Nova armação do destino. Se Travers tivesse cedido em 1940, por exemplo, não teríamos Julie Andrews como protagonista. Às vezes, vejam só, aguardar como Jó vale a pena. E parece que apenas faltava isso para Disney ir embora. Pouco mais de dois anos após a estréia mundial da fita – a 27 de agosto de 1964 – o criador do parque de diversões mais famoso do planeta morreu (15 de dezembro de 1966). Além de driblar o mau humor de Pamela, a produção, assim como o elenco, se resguardava diante da opinião do público e crítica. Os ingredientes saltavam aos olhos: raras vezes atores tinham contracenado com desenhos animados, a atriz principal era novata em películas, o figurinista também carregava nada de experiência (Tony Walton, então marido de Andrews). Tudo isso, a confirmação foi nula. O estrondoso sucesso correu os cinco continentes. As canções dos irmãos Robert e Richard Sherman ficaram coladas na memória dos espectadores. Cantarolamos “Colher de Açúcar”, “Chim Chamine”, “Dois Centavos” e, principalmente, a inacreditável “Supercalifragilisticexpialidocius”, quilométrica palavra inventada pelos Sherman para animar uma música. História espetacular e cheia de alegria e entusiasmo no tom preciso.

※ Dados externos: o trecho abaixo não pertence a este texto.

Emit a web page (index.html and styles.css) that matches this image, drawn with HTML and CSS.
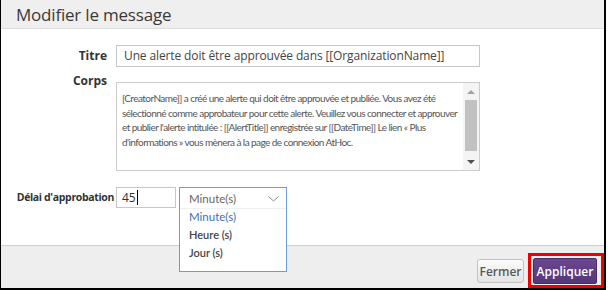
FILE: index.html
```html
<!DOCTYPE html>
<html lang="fr">
<head>
<meta charset="utf-8">
<title>Modifier le message</title>
<link rel="stylesheet" href="styles.css">
</head>
<body>
<div class="dialog">
  <header class="dlg-head">
    <h1 class="dlg-title">Modifier le message</h1>
  </header>
  <main class="dlg-body">
    <div class="row row-title">
      <label class="lbl">Titre</label>
      <div class="input input-title">Une alerte doit être approuvée dans [[OrganizationName]]</div>
    </div>
    <div class="row row-body">
      <label class="lbl lbl-corps">Corps</label>
      <div class="textarea">
        <div class="ta-text">[CreatorName]] a créé une alerte qui doit être approuvée et publiée. Vous avez été<br>sélectionné comme approbateur pour cette alerte. Veuillez vous connecter et approuver<br>et publier l'alerte intitulée : [[AlertTitle]] enregistrée sur [[DateTime]] Le lien « Plus<br>d'informations » vous mènera à la page de connexion AtHoc.</div>
        <div class="scrollbar">
          <div class="sb-btn"><span class="tri tri-up"></span></div>
          <div class="sb-track"><div class="sb-thumb"></div></div>
          <div class="sb-btn"><span class="tri tri-down"></span></div>
        </div>
      </div>
    </div>
    <div class="row row-delay">
      <label class="lbl lbl-delay">Délai d'approbation</label>
      <div class="input input-num">45<span class="caret"></span></div>
      <div class="select">
        <div class="select-box">
          <div class="select-trigger">
            <span>Minute(s)</span>
            <svg class="chev" width="11" height="6" viewBox="0 0 11 6"><path d="M0.5 0.5 L5.5 5 L10.5 0.5" fill="none" stroke="#8a8a8a" stroke-width="1"/></svg>
          </div>
          <ul class="options">
            <li class="opt opt-active">Minute(s)</li>
            <li class="opt">Heure (s)</li>
            <li class="opt">Jour (s)</li>
          </ul>
        </div>
      </div>
    </div>
  </main>
  <footer class="dlg-foot">
    <button class="btn btn-close">Fermer</button>
    <span class="highlight"><button class="btn btn-apply">Appliquer</button></span>
  </footer>
</div>
</body>
</html>
```
FILE: styles.css
```css
* { box-sizing: border-box; }
html, body { margin: 0; padding: 0; background: #fff; }
body { font-family: "Open Sans", "Noto Sans", sans-serif; color: #333; }

.dialog {
  width: 606px;
  height: 290px;
  border-left: 1px solid #000;
  border-right: 2px solid #000;
  border-bottom: 2px solid #000;
  display: flex;
  flex-direction: column;
  background: #fff;
}

.dlg-head {
  height: 29px;
  background: #efefef;
  border-bottom: 1px solid #dcdcdc;
  padding-left: 15px;
  display: flex;
  align-items: center;
}
.dlg-title {
  margin: 0;
  font-weight: 400;
  font-size: 17px;
  color: #3a3a3a;
  letter-spacing: -0.2px;
  line-height: 1;
  margin-top: 1px;
}

.dlg-body {
  flex: 1;
  display: flex;
  flex-direction: column;
}
.row { display: flex; align-items: flex-start; }
.row-title { margin-top: 16px; align-items: center; }
.row-body { margin-top: 15px; }
.row-delay { margin-top: 16px; }

.lbl {
  width: 106px;
  margin-right: 9px;
  text-align: right;
  font-weight: 700;
  font-size: 12px;
  color: #333;
  line-height: 16px;
}
.lbl-corps { margin-top: -9px; }
.lbl-delay {
  width: 113px;
  margin-right: 2px;
  font-size: 10.5px;
  letter-spacing: -0.35px;
  line-height: 20px;
}

.input {
  border: 1px solid #c6c6c6;
  background: #fff;
  font-size: 12px;
  color: #444;
}
.input-title {
  width: 364px;
  height: 22px;
  line-height: 20px;
  padding-left: 7px;
  letter-spacing: -0.12px;
  white-space: nowrap;
  overflow: hidden;
}

.textarea {
  width: 364px;
  height: 89px;
  border: 1px solid #cccccc;
  display: flex;
}
.ta-text {
  flex: 1;
  padding: 8px 0 0 5px;
  font-family: "Lato", sans-serif;
  font-size: 10px;
  letter-spacing: -0.56px;
  line-height: 14.5px;
  color: #555;
  white-space: nowrap;
  overflow: hidden;
}
.scrollbar {
  width: 16px;
  background: #f4f4f4;
  display: flex;
  flex-direction: column;
}
.sb-btn {
  height: 17px;
  display: flex;
  align-items: center;
  justify-content: center;
}
.sb-track { flex: 1; padding: 0 2px; }
.sb-thumb { height: 51px; background: #c1c1c1; }
.tri { width: 0; height: 0; border-left: 4px solid transparent; border-right: 4px solid transparent; }
.tri-up { border-bottom: 4px solid #a3a3a3; }
.tri-down { border-top: 4px solid #505050; }

.input-num {
  width: 60px;
  height: 21px;
  line-height: 19px;
  padding-left: 5px;
  font-size: 12px;
  color: #333;
  display: flex;
  align-items: center;
}
.caret {
  display: inline-block;
  width: 1px;
  height: 15px;
  background: #000;
  margin-left: 1px;
}

.select {
  position: relative;
  width: 108px;
  height: 21px;
  margin-left: 3px;
}
.select-box {
  position: absolute;
  top: 0;
  left: 0;
  width: 108px;
  height: 85px;
  border: 1px solid #6d9be0;
  background: #fff;
  font-family: "Lato", sans-serif;
  font-size: 11.5px;
  z-index: 5;
}
.select-trigger {
  height: 20px;
  display: flex;
  align-items: center;
  justify-content: space-between;
  padding: 0 7px 0 9px;
  color: #666;
  box-shadow: 0 1px 1px rgba(0,0,0,0.06);
}
.chev { margin-top: 1px; }
.options { list-style: none; margin: 0; padding: 0; }
.opt {
  height: 18px;
  line-height: 18px;
  padding-left: 9px;
  color: #444;
  font-weight: 600;
  font-size: 11px;
}
.opt-active { color: #3f6fae; font-weight: 400; font-size: 11.5px; }

.dlg-foot {
  height: 43px;
  background: #eeeeee;
  border-top: 1px solid #cfcfcf;
  display: flex;
  justify-content: flex-end;
  align-items: flex-end;
}
.btn {
  font-family: "Open Sans", sans-serif;
  font-size: 12px;
  font-weight: 600;
  cursor: pointer;
  padding: 0;
}
.btn-close {
  width: 47px;
  height: 24px;
  margin-right: 4px;
  margin-bottom: 5px;
  border: 1px solid #c3c3c3;
  border-radius: 3px;
  background: linear-gradient(#fbfbfb, #e4e4e4);
  color: #5a5a5a;
}
.highlight {
  display: block;
  border: 3px solid #ee0000;
  padding: 2px 4px 1px 2px;
}
.btn-apply {
  display: block;
  width: 64px;
  height: 26px;
  border: 1px solid #4a2d66;
  border-radius: 2px;
  background: linear-gradient(#6a4790, #573679);
  color: #fff;
}
```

No roteiro, casal de irmãos travessos (Jane e Michael) espantam suas babás empregadas pois querem uma vida com muitas brincadeiras e diversões. E eis que o desejo deles é atendido quando Mary Poppins surge do céu com seu inseparável guarda-chuva e a valise com bastante truque. A nova governanta faz Jane e Michael entrar num mundo particular, de fantasia, onde tudo é permitido. Assim, eles competem em acirrada corrida de cavalos de carrossel, tomam chá no teto de um tio risonho, sobem numa escada de fumaça etc. George Banks, o pai, é preocupado com seu emprego no banco. A mãe, Winifred, está voltada em conseguir o voto para as mulheres (em tempo: o enredo se passa na Inglaterra de 1910). Então, Mary cuida dos pimpolhos levados. “Quase perfeita em tudo”, a babá transforma o lar antes sisudo num ambiente aconchegante e feliz. Ladeada por Bert (Dycke), amigo inseparável de Poppins, o quarteto apronta em aventuras inimagináveis. Os pequenos (interpretados por Karen Dotrice, hoje com 49 anos, e Matthew Garber, que morreu aos 21 anos de pancreatite) ficam, tal qual o público, estupefatos com mágicas de Mary Poppins e Bert, o divertido e improvisador limpador de chaminés.

O filme ganhou cinco Oscars: atriz (para Julie Andrews), montagem/edição, edição de som, música (Chim Chamine) e efeitos especiais. Concorreu também nos quesitos filme, direção (Robert Stevenson), roteiro adaptado e fotografia. Andrews, que desfilaria seu garbo no ano seguinte com “A Noviça Rebelde”, desbancou Audrey Hepburn por “Minha Querida Dama” (1964), cujo papel Julie havia sido convidada para fazer, mas não pôde devido a desistência da produção do longa-metragem. Atualmente com 69 anos, ela participa de projetos de televisão e filmes (o último foi “O Diário da Princesa II”, de 2004). Van Dycke completará oito décadas em 13 de dezembro. Esteve por muito tempo com seu próprio show televisivo. Roda, para 2006, o filme Curious George. Karen fez mais sete trabalhos depois de “Mary Poppins”, o derradeiro deles em 1978. David Tomlinson (o senhor Banks) faleceu em 2000 aos 83 anos. Glynis Johns (a senhora Banks) está com 81 anos de idade e 67 de carreira. Detalhe: Glynis, quando convidada para filmar, pensou que faria Mary. Após o engano, só aceitou entrar na dança depois de ouvir a canção “Irmã Sufragista”, feita especialmente para a política personagem dela.

Em suma: não percam “Mary Poppins”. É um superespetáculo.